GIVEN EXERCISE: From the first line of the data through the line containing "import React from 'react';", return each line exactly.

DATA EXTRACT:
** START **

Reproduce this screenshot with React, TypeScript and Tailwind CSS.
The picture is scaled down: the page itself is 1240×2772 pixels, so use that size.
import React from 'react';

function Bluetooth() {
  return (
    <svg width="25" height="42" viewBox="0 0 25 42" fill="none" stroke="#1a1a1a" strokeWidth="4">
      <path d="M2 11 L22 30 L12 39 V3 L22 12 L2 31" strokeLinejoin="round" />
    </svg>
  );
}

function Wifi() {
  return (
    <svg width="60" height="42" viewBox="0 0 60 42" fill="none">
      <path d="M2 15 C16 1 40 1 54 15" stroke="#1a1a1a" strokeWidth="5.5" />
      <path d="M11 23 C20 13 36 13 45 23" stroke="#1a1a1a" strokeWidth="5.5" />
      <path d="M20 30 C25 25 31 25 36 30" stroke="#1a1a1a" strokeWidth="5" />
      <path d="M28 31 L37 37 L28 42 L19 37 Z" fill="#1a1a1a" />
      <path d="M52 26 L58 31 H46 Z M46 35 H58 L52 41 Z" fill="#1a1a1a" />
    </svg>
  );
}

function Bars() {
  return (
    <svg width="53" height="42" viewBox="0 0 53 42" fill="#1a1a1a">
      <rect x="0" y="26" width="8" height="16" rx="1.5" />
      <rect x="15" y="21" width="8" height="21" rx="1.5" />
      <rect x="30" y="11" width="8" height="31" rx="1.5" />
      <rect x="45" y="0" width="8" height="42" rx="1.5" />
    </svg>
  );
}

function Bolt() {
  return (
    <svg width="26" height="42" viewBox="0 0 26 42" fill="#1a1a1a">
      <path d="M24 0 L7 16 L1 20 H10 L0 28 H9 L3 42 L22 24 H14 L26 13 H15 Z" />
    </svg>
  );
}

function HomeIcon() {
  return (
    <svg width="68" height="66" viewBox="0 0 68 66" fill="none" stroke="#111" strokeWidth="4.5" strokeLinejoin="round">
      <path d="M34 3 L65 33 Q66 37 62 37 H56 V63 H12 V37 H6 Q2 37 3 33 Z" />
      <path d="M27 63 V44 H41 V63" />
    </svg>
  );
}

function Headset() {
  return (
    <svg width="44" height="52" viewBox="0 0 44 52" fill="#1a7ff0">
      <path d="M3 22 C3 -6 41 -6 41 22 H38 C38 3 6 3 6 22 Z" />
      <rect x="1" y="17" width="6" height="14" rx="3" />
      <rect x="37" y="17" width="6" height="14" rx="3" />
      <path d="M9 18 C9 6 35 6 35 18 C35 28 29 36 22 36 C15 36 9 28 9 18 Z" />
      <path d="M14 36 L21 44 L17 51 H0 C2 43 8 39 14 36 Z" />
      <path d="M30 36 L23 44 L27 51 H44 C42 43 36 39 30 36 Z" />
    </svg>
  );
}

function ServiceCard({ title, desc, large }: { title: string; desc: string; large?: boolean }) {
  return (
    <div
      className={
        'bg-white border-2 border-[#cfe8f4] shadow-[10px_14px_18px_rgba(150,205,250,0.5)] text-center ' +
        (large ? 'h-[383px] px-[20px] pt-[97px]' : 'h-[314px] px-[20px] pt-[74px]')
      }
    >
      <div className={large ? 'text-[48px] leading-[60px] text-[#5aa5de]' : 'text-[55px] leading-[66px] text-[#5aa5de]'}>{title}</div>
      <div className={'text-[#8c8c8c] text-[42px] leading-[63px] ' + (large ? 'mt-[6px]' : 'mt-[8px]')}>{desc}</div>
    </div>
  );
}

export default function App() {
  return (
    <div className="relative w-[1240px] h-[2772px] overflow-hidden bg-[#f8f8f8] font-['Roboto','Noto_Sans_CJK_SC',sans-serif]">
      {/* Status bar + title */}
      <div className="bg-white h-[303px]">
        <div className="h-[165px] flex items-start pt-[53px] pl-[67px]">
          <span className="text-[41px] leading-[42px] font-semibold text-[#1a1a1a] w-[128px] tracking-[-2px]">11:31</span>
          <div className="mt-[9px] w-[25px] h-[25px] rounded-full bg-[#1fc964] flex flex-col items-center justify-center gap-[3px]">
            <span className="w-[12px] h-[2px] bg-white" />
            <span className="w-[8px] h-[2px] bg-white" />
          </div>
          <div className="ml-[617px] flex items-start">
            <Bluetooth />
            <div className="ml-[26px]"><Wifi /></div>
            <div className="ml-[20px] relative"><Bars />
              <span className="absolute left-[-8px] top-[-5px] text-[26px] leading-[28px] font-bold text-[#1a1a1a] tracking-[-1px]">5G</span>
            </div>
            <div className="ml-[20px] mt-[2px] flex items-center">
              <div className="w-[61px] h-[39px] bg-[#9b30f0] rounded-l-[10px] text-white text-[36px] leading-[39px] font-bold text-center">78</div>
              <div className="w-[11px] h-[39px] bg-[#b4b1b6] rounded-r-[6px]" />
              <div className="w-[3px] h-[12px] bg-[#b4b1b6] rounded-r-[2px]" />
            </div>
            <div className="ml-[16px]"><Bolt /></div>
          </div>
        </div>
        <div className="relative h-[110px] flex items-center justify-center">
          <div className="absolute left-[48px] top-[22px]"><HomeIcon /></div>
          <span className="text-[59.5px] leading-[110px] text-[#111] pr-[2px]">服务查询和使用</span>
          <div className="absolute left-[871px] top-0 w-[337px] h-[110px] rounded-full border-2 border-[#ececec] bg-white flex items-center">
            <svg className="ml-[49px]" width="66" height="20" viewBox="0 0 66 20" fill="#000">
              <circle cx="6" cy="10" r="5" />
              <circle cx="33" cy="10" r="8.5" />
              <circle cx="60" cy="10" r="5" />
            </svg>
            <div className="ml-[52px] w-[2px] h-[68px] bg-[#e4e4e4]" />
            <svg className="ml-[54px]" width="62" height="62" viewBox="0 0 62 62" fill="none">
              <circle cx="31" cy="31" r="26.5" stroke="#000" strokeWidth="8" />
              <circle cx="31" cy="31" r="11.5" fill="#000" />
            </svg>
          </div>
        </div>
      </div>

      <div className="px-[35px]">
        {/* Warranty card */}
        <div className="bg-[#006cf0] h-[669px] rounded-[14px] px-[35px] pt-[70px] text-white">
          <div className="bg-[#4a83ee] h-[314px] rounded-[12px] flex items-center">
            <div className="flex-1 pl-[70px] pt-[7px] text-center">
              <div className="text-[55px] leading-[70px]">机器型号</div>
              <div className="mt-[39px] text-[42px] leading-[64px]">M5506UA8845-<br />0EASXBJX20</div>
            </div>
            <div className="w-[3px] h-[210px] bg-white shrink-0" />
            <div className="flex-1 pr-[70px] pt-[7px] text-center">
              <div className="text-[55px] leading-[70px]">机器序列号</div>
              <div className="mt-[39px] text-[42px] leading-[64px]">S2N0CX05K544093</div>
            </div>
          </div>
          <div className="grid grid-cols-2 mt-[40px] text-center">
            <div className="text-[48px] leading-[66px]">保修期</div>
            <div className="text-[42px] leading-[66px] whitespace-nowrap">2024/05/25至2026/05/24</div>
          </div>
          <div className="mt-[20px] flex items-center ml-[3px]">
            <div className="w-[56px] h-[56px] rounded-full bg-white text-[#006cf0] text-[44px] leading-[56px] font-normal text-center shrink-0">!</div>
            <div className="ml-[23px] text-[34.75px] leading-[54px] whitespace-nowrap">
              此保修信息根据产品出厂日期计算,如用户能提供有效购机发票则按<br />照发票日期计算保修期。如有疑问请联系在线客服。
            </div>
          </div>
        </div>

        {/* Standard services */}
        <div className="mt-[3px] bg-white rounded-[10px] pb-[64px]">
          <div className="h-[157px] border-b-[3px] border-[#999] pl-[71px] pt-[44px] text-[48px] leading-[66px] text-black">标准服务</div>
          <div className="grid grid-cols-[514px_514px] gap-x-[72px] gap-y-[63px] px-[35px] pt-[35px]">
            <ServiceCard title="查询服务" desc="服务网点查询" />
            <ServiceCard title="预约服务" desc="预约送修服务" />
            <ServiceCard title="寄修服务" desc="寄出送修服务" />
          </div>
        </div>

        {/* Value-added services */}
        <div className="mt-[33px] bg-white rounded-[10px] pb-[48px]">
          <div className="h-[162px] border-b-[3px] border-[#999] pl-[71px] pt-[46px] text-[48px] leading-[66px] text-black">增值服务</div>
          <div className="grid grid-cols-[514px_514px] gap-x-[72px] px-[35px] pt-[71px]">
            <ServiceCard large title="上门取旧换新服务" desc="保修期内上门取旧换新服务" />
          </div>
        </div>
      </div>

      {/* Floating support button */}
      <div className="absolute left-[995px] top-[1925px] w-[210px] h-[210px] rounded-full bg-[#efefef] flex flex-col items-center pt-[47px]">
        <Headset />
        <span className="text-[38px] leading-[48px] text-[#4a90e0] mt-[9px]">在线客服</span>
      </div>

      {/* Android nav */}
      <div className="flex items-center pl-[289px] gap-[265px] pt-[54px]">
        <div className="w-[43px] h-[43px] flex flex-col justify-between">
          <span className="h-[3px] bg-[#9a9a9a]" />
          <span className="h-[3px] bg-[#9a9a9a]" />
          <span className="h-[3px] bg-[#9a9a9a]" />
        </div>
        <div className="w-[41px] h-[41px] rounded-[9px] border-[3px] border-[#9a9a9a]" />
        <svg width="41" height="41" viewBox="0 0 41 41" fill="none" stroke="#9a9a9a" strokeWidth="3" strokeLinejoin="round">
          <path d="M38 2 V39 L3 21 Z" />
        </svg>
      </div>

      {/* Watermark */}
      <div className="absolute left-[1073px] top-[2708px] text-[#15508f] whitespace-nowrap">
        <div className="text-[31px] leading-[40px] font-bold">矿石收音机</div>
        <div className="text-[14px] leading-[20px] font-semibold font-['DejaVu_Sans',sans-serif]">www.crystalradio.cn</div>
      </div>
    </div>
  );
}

** END **

SOLUTION TO THIS TASK:
Reproduce this screenshot with React, TypeScript and Tailwind CSS.
The picture is scaled down: the page itself is 1240×2772 pixels, so use that size.
import React from 'react';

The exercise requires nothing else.